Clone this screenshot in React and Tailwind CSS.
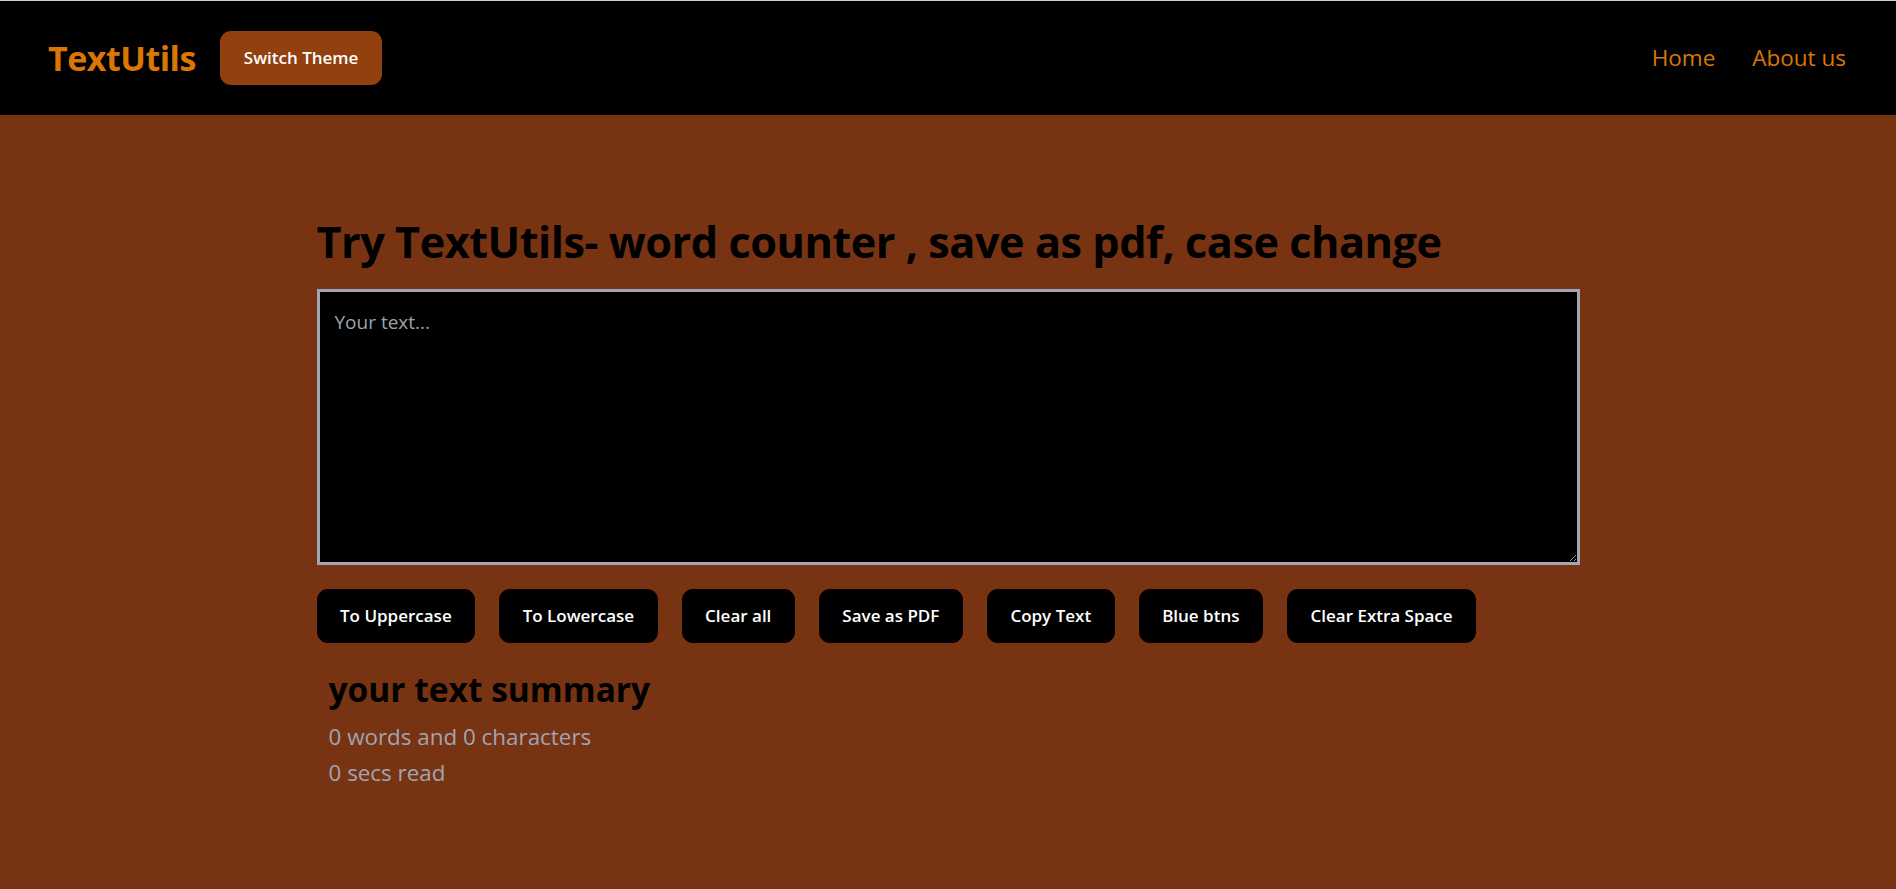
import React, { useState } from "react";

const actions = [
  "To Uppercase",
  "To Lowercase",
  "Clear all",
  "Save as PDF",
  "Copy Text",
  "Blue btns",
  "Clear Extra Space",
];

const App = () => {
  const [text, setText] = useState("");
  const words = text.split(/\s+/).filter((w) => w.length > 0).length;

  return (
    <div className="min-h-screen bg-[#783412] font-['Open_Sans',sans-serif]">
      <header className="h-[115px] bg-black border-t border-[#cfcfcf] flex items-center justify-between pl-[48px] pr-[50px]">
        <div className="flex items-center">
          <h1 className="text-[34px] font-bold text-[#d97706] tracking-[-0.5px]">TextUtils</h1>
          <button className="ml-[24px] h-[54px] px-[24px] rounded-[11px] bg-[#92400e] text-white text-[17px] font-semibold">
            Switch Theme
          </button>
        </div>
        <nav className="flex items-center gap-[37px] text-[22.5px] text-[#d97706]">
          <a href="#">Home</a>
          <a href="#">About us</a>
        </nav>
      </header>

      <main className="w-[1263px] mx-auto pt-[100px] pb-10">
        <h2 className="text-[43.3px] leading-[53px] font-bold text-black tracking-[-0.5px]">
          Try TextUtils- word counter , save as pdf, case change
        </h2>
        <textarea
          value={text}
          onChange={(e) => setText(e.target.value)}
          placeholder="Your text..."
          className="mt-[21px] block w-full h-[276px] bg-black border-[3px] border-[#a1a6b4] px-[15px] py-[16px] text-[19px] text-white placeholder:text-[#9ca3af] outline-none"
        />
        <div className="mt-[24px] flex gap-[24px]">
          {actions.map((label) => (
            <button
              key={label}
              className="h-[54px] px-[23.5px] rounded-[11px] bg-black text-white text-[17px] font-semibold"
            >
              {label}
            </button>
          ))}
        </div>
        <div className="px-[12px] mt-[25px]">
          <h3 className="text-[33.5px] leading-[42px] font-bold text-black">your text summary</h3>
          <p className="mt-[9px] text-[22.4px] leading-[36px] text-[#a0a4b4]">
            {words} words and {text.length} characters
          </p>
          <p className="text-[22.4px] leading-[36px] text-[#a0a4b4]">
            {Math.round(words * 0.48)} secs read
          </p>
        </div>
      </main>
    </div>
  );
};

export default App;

### Set exercise
Reproduce the listing word for word and omit its pictures.

### Result of this exercise
Clone this screenshot in React and Tailwind CSS.
import React, { useState } from "react";

const actions = [
  "To Uppercase",
  "To Lowercase",
  "Clear all",
  "Save as PDF",
  "Copy Text",
  "Blue btns",
  "Clear Extra Space",
];

const App = () => {
  const [text, setText] = useState("");
  const words = text.split(/\s+/).filter((w) => w.length > 0).length;

  return (
    <div className="min-h-screen bg-[#783412] font-['Open_Sans',sans-serif]">
      <header className="h-[115px] bg-black border-t border-[#cfcfcf] flex items-center justify-between pl-[48px] pr-[50px]">
        <div className="flex items-center">
          <h1 className="text-[34px] font-bold text-[#d97706] tracking-[-0.5px]">TextUtils</h1>
          <button className="ml-[24px] h-[54px] px-[24px] rounded-[11px] bg-[#92400e] text-white text-[17px] font-semibold">
            Switch Theme
          </button>
        </div>
        <nav className="flex items-center gap-[37px] text-[22.5px] text-[#d97706]">
          <a href="#">Home</a>
          <a href="#">About us</a>
        </nav>
      </header>

      <main className="w-[1263px] mx-auto pt-[100px] pb-10">
        <h2 className="text-[43.3px] leading-[53px] font-bold text-black tracking-[-0.5px]">
          Try TextUtils- word counter , save as pdf, case change
        </h2>
        <textarea
          value={text}
          onChange={(e) => setText(e.target.value)}
          placeholder="Your text..."
          className="mt-[21px] block w-full h-[276px] bg-black border-[3px] border-[#a1a6b4] px-[15px] py-[16px] text-[19px] text-white placeholder:text-[#9ca3af] outline-none"
        />
        <div className="mt-[24px] flex gap-[24px]">
          {actions.map((label) => (
            <button
              key={label}
              className="h-[54px] px-[23.5px] rounded-[11px] bg-black text-white text-[17px] font-semibold"
            >
              {label}
            </button>
          ))}
        </div>
        <div className="px-[12px] mt-[25px]">
          <h3 className="text-[33.5px] leading-[42px] font-bold text-black">your text summary</h3>
          <p className="mt-[9px] text-[22.4px] leading-[36px] text-[#a0a4b4]">
            {words} words and {text.length} characters
          </p>
          <p className="text-[22.4px] leading-[36px] text-[#a0a4b4]">
            {Math.round(words * 0.48)} secs read
          </p>
        </div>
      </main>
    </div>
  );
};

export default App;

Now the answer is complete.